Co-produced by bassist Justin Meldal-Johnsen (known for his work with Beck, NIN, The Mars Volta, Goldfrapp), it took just 13 months to complete and features guest vocalists Zola Jesus on ‘Intro” and Brad Laner (from 90’s band Medicine) on “Splendor”, plus contributions from Gonzalez’s long-term collaborator, his brother Yann. Gonzalez’s decision to record a 22-track double LP was the result of a youth impressed by The Beatles’ white album, ‘Ummagumma’ by Pink Floyd and Smashing Pumpkins’ ‘Mellon Collie and the Infinite Sadness’. “Artists that tried to do something as big as a double album were always inspiring to me,” he explains. “It’s a lot of work, but I always wanted to achieve something like that one day, and I just felt that the time was right for me to make one.”
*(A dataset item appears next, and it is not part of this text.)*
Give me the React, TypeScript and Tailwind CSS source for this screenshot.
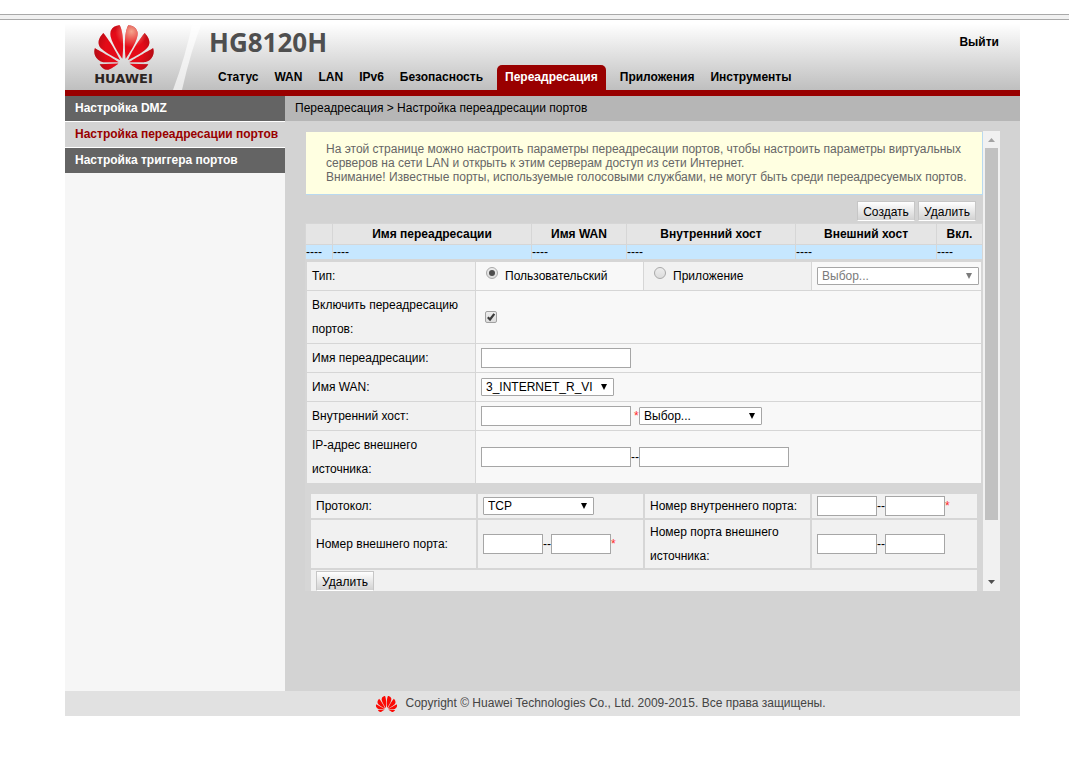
import { useId, useState } from "react";
import type { ReactNode } from "react";

const PETALS =
  "M3.67 6.14S1.82 7.91 1.72 9.78v.35c.08 1.51 1.22 2.4 1.22 2.4 1.83 1.79 6.26 4.04 7.3 4.55 0 0 .06.03.1-.01l.02-.04v-.04C7.52 10.8 3.67 6.14 3.67 6.14zM9.65 18.6c-.02-.08-.1-.08-.1-.08l-7.38.26c.8 1.43 2.15 2.53 3.56 2.2.96-.25 3.16-1.78 3.88-2.3.06-.05.04-.09.04-.09zm.08-.78C6.49 15.63.21 12.28.21 12.28c-.15.46-.2.9-.21 1.3v.07c0 1.07.4 1.82.4 1.82.8 1.69 2.34 2.2 2.34 2.2.7.3 1.4.31 1.4.31.12.02 4.4 0 5.54 0 .05 0 .08-.05.08-.05v-.06c0-.03-.03-.05-.03-.05zM9.06 3.19a3.42 3.42 0 0 0-2.57 3.15v.41c.03.6.16 1.05.16 1.05.66 2.9 3.86 7.65 4.55 8.65.05.05.1.03.1.03a.1.1 0 0 0 .06-.1c1.06-10.6-1.11-13.42-1.11-13.42-.32.02-1.19.23-1.19.23zm8.299 2.27s-.49-1.8-2.44-2.28c0 0-.57-.14-1.17-.22 0 0-2.18 2.81-1.12 13.43.01.07.06.08.06.08.07.03.1-.03.1-.03.72-1.03 3.9-5.76 4.55-8.64 0 0 .36-1.4.02-2.34zm-2.92 13.07s-.07 0-.09.05c0 0-.01.07.03.1.7.51 2.85 2 3.88 2.3 0 0 .16.05.43.06h.14c.69-.02 1.9-.37 3-2.26l-7.4-.25zm7.83-8.41c.14-2.06-1.94-3.97-1.94-3.98 0 0-3.85 4.66-6.67 10.8 0 0-.03.08.02.13l.04.01h.06c1.06-.53 5.46-2.77 7.28-4.54 0 0 1.15-.93 1.21-2.42zm1.52 2.14s-6.28 3.37-9.52 5.55c0 0-.05.04-.03.11 0 0 .03.06.07.06 1.16 0 5.56 0 5.67-.02 0 0 .57-.02 1.27-.29 0 0 1.56-.5 2.37-2.27 0 0 .73-1.45.17-3.14z";

function Petals({ shaded = false, className }: { shaded?: boolean; className: string }) {
  const id = useId();
  return (
    <svg viewBox="0 2.9 24 18.2" className={className} aria-hidden="true">
      <defs>
        <radialGradient id={`${id}-light`} gradientUnits="userSpaceOnUse" cx="15" cy="5.5" r="6.5">
          <stop offset="0" stopColor="#f4a58e" />
          <stop offset="1" stopColor="#f4a58e" stopOpacity="0" />
        </radialGradient>
        <radialGradient id={`${id}-dark`} gradientUnits="userSpaceOnUse" cx="12" cy="13" r="14">
          <stop offset="0.55" stopColor="#8e0d12" stopOpacity="0" />
          <stop offset="1" stopColor="#8e0d12" stopOpacity="0.8" />
        </radialGradient>
      </defs>
      <path d={PETALS} fill={shaded ? "#e40a18" : "#fb0a05"} />
      {shaded && <path d={PETALS} fill={`url(#${id}-dark)`} />}
      {shaded && <path d={PETALS} fill={`url(#${id}-light)`} />}
    </svg>
  );
}

const NAV = ["Статус", "WAN", "LAN", "IPv6", "Безопасность", "Переадресация", "Приложения", "Инструменты"];
const MENU = ["Настройка DMZ", "Настройка переадресации портов", "Настройка триггера портов"];
const COLUMNS = ["", "Имя переадресации", "Имя WAN", "Внутренний хост", "Внешний хост", "Вкл."];

function Header() {
  return (
    <header className="flex h-[76px] border-b-[6px] border-[#990000] bg-linear-to-b from-white from-5% to-[#bfbfbf]">
      <div className="flex w-[108px] flex-col items-center pt-[5px] pl-[9px]">
        <Petals shaded className="h-[45px] w-[60px] shrink-0" />
        <span className="mt-[2px] font-['DejaVu_Sans',sans-serif] text-[13px] leading-[14px] font-bold text-[#2b2422]">
          HUAWEI
        </span>
      </div>
      <svg viewBox="0 0 30 70" className="h-[70px] w-[30px] shrink-0" aria-hidden="true">
        <path d="M20 0H30Q18 30 9 70H0Q13 35 20 0Z" fill="#fff" fillOpacity="0.65" />
      </svg>
      <div className="flex grow flex-col">
        <div className="flex h-[45px] items-start justify-between pt-[5px] pr-[21px] pl-[6px]">
          <h1 className="font-['Noto_Sans',sans-serif] text-[26px] leading-[34px] font-bold text-[#4f4f4f]">
            HG8120H
          </h1>
          <a href="#logout" className="leading-[34px] font-bold">
            Выйти
          </a>
        </div>
        <nav className="flex h-[25px] pl-[7px] font-bold">
          {NAV.map((item) =>
            item === "Переадресация" ? (
              <a
                key={item}
                href="#forward"
                aria-current="page"
                className="mx-[6px] rounded-t-[5px] bg-[#990000] px-2 leading-[24px] text-white"
              >
                {item}
              </a>
            ) : (
              <a key={item} href={`#${item}`} className="px-2 leading-[24px]">
                {item}
              </a>
            ),
          )}
        </nav>
      </div>
    </header>
  );
}

function Sidebar() {
  return (
    <aside className="w-[220px] shrink-0 bg-[#f6f6f6]">
      <ul className="flex flex-col gap-px bg-white font-bold">
        {MENU.map((item, i) => (
          <li key={item}>
            <a
              href={`#menu-${i}`}
              className={
                i === 1
                  ? "block h-[25px] bg-[#d3d3d3] pl-[10px] leading-[24px] whitespace-nowrap text-[#990000]"
                  : "block h-[25px] bg-[#646464] pl-[10px] leading-[24px] whitespace-nowrap text-white"
              }
            >
              {item}
            </a>
          </li>
        ))}
      </ul>
    </aside>
  );
}

function PushButton({ children }: { children: ReactNode }) {
  return (
    <button
      type="button"
      className="h-5 w-[58px] border border-[#c6c6c6] border-b-white bg-linear-to-b from-white to-[#d2d2d2] pt-[2px] text-center leading-4"
    >
      {children}
    </button>
  );
}

function Picker({ label, options, width, disabled }: { label: string; options: string[]; width: string; disabled?: boolean }) {
  return (
    <span className={`relative inline-block h-[18px] align-middle leading-none ${width}`}>
      <select
        aria-label={label}
        disabled={disabled}
        className="h-[18px] w-full appearance-none rounded-[1px] border border-[#a6a6a6] bg-white pr-4 pl-1 leading-4 text-black disabled:text-[#7b7b7b]"
      >
        {options.map((option) => (
          <option key={option}>{option}</option>
        ))}
      </select>
      <svg
        viewBox="0 0 6 6"
        className={`pointer-events-none absolute top-[6px] right-[7px] size-[6px] ${disabled ? "text-[#7b7b7b]" : "text-black"}`}
        aria-hidden="true"
      >
        <path d="M0 0H6L3 6Z" fill="currentColor" />
      </svg>
    </span>
  );
}

function Field({ label, id, short }: { label?: string; id?: string; short?: boolean }) {
  return (
    <input
      id={id}
      type="text"
      aria-label={label}
      className={
        short
          ? "h-5 w-[60px] border border-[#a6a6a6] bg-white px-1 align-middle"
          : "h-5 w-[150px] border border-[#a6a6a6] bg-white px-1 align-middle"
      }
    />
  );
}

function Radio({ label, checked, onChange }: { label: string; checked: boolean; onChange: () => void }) {
  return (
    <label className="flex items-center gap-[7px] pl-[5px]">
      <span className="relative mb-[6px] block size-3">
        <input
          type="radio"
          name="kind"
          checked={checked}
          onChange={onChange}
          className="block size-3 appearance-none rounded-full border border-[#a9a9a9] bg-linear-to-b from-[#ededed] to-[#dcdcdc]"
        />
        {checked && <span className="pointer-events-none absolute top-[3px] left-[3px] size-[6px] rounded-full bg-[#4d4d4d]" />}
      </span>
      {label}
    </label>
  );
}

function PortPair({ label, required }: { label: string; required?: boolean }) {
  return (
    <div className="flex items-center">
      <Field short label={`${label} с`} />
      <span>--</span>
      <Field short label={`${label} по`} />
      {required && <span className="text-[#ff2a2a]">*</span>}
    </div>
  );
}

const LABEL = "bg-[#f1f1f1] px-[5px] py-[2px] text-left font-normal";
const VALUE = "bg-[#f8f8f8] px-[5px] py-[2px]";
const PORT = "bg-[#f1f1f1] px-[5px] py-0 text-left font-normal";

function ForwardingList() {
  return (
    <table className="w-full table-fixed border-separate border-spacing-px bg-[#d6d6d6]">
      <colgroup>
        <col className="w-[26px]" />
        <col />
        <col className="w-[94px]" />
        <col className="w-[168px]" />
        <col className="w-[140px]" />
        <col className="w-[45px]" />
      </colgroup>
      <thead>
        <tr className="h-5 bg-[#e5e5e5]">
          {COLUMNS.map((column) => (
            <th key={column} className="p-0">
              {column}
            </th>
          ))}
        </tr>
      </thead>
      <tbody>
        <tr className="h-[14px] bg-[#c6e7ff] leading-[14px]">
          {COLUMNS.map((column) => (
            <td key={column} className="p-0">
              ----
            </td>
          ))}
        </tr>
      </tbody>
    </table>
  );
}

function SettingsForm() {
  const [kind, setKind] = useState("custom");
  return (
    <form className="bg-[#d6d6d6] px-px pt-px leading-6">
      <table className="w-full table-fixed border-separate border-spacing-px">
        <colgroup>
          <col className="w-[168px]" />
          <col className="w-[167px]" />
          <col className="w-[167px]" />
          <col />
        </colgroup>
        <tbody>
          <tr>
            <th className={LABEL}>Тип:</th>
            <td className={VALUE}>
              <Radio label="Пользовательский" checked={kind === "custom"} onChange={() => setKind("custom")} />
            </td>
            <td className={LABEL}>
              <Radio label="Приложение" checked={kind === "app"} onChange={() => setKind("app")} />
            </td>
            <td className="bg-[#f8f8f8] px-[5px] py-0 leading-none">
              <Picker label="Приложение" options={["Выбор..."]} width="w-[162px]" disabled={kind === "custom"} />
            </td>
          </tr>
          <tr>
            <th className={LABEL}>
              <label htmlFor="enable">
                Включить переадресацию
                <br />
                портов:
              </label>
            </th>
            <td className={VALUE} colSpan={3}>
              <span className="relative ml-1 block size-3">
                <input
                  id="enable"
                  type="checkbox"
                  defaultChecked
                  className="peer block size-3 appearance-none rounded-[2px] border border-[#a2a2a2] bg-linear-to-b from-[#eeeeee] to-[#dddddd]"
                />
                <svg
                  viewBox="0 0 12 12"
                  className="pointer-events-none absolute inset-0 hidden size-3 peer-checked:block"
                  aria-hidden="true"
                >
                  <path d="M2.8 6.3 5 8.5 9.3 2.8" fill="none" stroke="#3c3c3c" strokeWidth="2.2" />
                </svg>
              </span>
            </td>
          </tr>
          <tr>
            <th className={LABEL}>
              <label htmlFor="name">Имя переадресации:</label>
            </th>
            <td className={VALUE} colSpan={3}>
              <div className="flex h-6 items-center">
                <Field id="name" />
              </div>
            </td>
          </tr>
          <tr>
            <th className={LABEL}>Имя WAN:</th>
            <td className={VALUE} colSpan={3}>
              <div className="flex h-6 items-center">
                <Picker label="Имя WAN" options={["3_INTERNET_R_VI"]} width="w-[133px]" />
              </div>
            </td>
          </tr>
          <tr>
            <th className={LABEL}>
              <label htmlFor="host">Внутренний хост:</label>
            </th>
            <td className={VALUE} colSpan={3}>
              <div className="flex h-6 items-center">
                <Field id="host" />
                <span className="w-2 pl-[3px] text-[#ff2a2a]">*</span>
                <Picker label="Выбор хоста" options={["Выбор..."]} width="w-[123px]" />
              </div>
            </td>
          </tr>
          <tr>
            <th className={LABEL}>
              IP-адрес внешнего
              <br />
              источника:
            </th>
            <td className={VALUE} colSpan={3}>
              <div className="flex items-center">
                <Field label="Начальный IP-адрес" />
                <span>--</span>
                <Field label="Конечный IP-адрес" />
              </div>
            </td>
          </tr>
        </tbody>
      </table>
      <div className="px-[3px] pt-2">
        <table className="w-full table-fixed border-separate border-spacing-[2px]">
          <colgroup>
            <col className="w-[165px]" />
            <col className="w-[165px]" />
            <col className="w-[165px]" />
            <col />
          </colgroup>
          <tbody>
            <tr>
              <th className={PORT}>Протокол:</th>
              <td className={PORT}>
                <div className="flex h-6 items-center">
                  <Picker label="Протокол" options={["TCP", "UDP", "TCP/UDP"]} width="w-[111px]" />
                </div>
              </td>
              <th className={PORT}>Номер внутреннего порта:</th>
              <td className={PORT}>
                <PortPair label="Номер внутреннего порта" required />
              </td>
            </tr>
            <tr>
              <th className={PORT}>Номер внешнего порта:</th>
              <td className={PORT}>
                <PortPair label="Номер внешнего порта" required />
              </td>
              <th className={PORT}>
                Номер порта внешнего
                <br />
                источника:
              </th>
              <td className={PORT}>
                <PortPair label="Номер порта внешнего источника" />
              </td>
            </tr>
            <tr>
              <td className={PORT} colSpan={4}>
                <div className="flex h-6 items-start pt-px">
                  <PushButton>Удалить</PushButton>
                </div>
              </td>
            </tr>
          </tbody>
        </table>
      </div>
    </form>
  );
}

function ScrollTrack() {
  return (
    <div className="flex w-[17px] shrink-0 flex-col items-center bg-[#f1f1f1]" aria-hidden="true">
      <svg viewBox="0 0 17 17" className="size-[17px] shrink-0">
        <path d="M5 11H12L8.5 7Z" fill="#a3a3a3" />
      </svg>
      <div className="h-[372px] w-[13px] bg-[#c1c1c1]" />
      <div className="grow" />
      <svg viewBox="0 0 17 17" className="size-[17px] shrink-0">
        <path d="M5 6H12L8.5 10Z" fill="#505050" />
      </svg>
    </div>
  );
}

export default function App() {
  return (
    <div className="min-h-screen bg-white pt-[14px] font-['Liberation_Sans',Arial,sans-serif] text-[12px] leading-[14px] text-black">
      <div className="h-[6px] border-y border-[#a9a9a9] bg-[#f1f1f1]" />
      <div className="mr-[49px] ml-[65px]">
        <Header />
        <div className="flex">
          <Sidebar />
          <main className="min-w-0 grow bg-[#d3d3d3]">
            <p className="h-[25px] bg-[#b6b6b6] pl-[10px] leading-[24px]">Переадресация &gt; Настройка переадресации портов</p>
            <div className="mt-[10px] mr-5 mb-[100px] ml-5 flex h-[460px]">
              <div className="min-w-0 grow overflow-hidden">
                <div className="mt-px ml-px border-r border-b border-[#b9d9f0] bg-[#ffffe1] py-[10px] pl-5 whitespace-nowrap text-[#666666]">
                  На этой странице можно настроить параметры переадресации портов, чтобы настроить параметры виртуальных
                  <br />
                  серверов на сети LAN и открыть к этим серверам доступ из сети Интернет.
                  <br />
                  Внимание! Известные порты, используемые голосовыми службами, не могут быть среди переадресуемых портов.
                </div>
                <div className="flex justify-end gap-[3px] pt-[6px] pr-[7px] pb-[2px]">
                  <PushButton>Создать</PushButton>
                  <PushButton>Удалить</PushButton>
                </div>
                <ForwardingList />
                <SettingsForm />
              </div>
              <ScrollTrack />
            </div>
          </main>
        </div>
        <footer className="flex h-[25px] items-center justify-center gap-2 bg-[#e1e1e1] pl-[115px] text-[#444444]">
          <Petals className="h-4 w-[23px]" />
          <span className="pb-[2px] leading-4">
            Copyright © Huawei Technologies Co., Ltd. 2009-2015. Все права защищены.
          </span>
        </footer>
      </div>
    </div>
  );
}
The wryly contradictory title is a reference to a loose theme of dreaming and remembering, which Gonzalez found himself doing a lot more of after he moved to LA to live in January 2010. “The initial three months were very tough,” he reveals. “I was feeling lonely in my apartment, working on the album and I don’t really know why, but I started to have memories from my childhood. It made me nostalgic in a good way, and I started to remember some of my dreams from being a kid nothing very precise, but more the feeling. So, I thought that was a good concept for the album. It’s a retrospective of my life, from childhood to being a teenager and then an adult.” These recollections surface most explicitly in “Raconte-Moi Une Histoire” (when he was five, his mother used to buy him a kids’ magazine with the same title, which had a cassette of narrated stories mounted on the cover) and “OK Pal”, which reminds Gonzalez of episodes in his teens, “like when you first meet someone who really understands you.”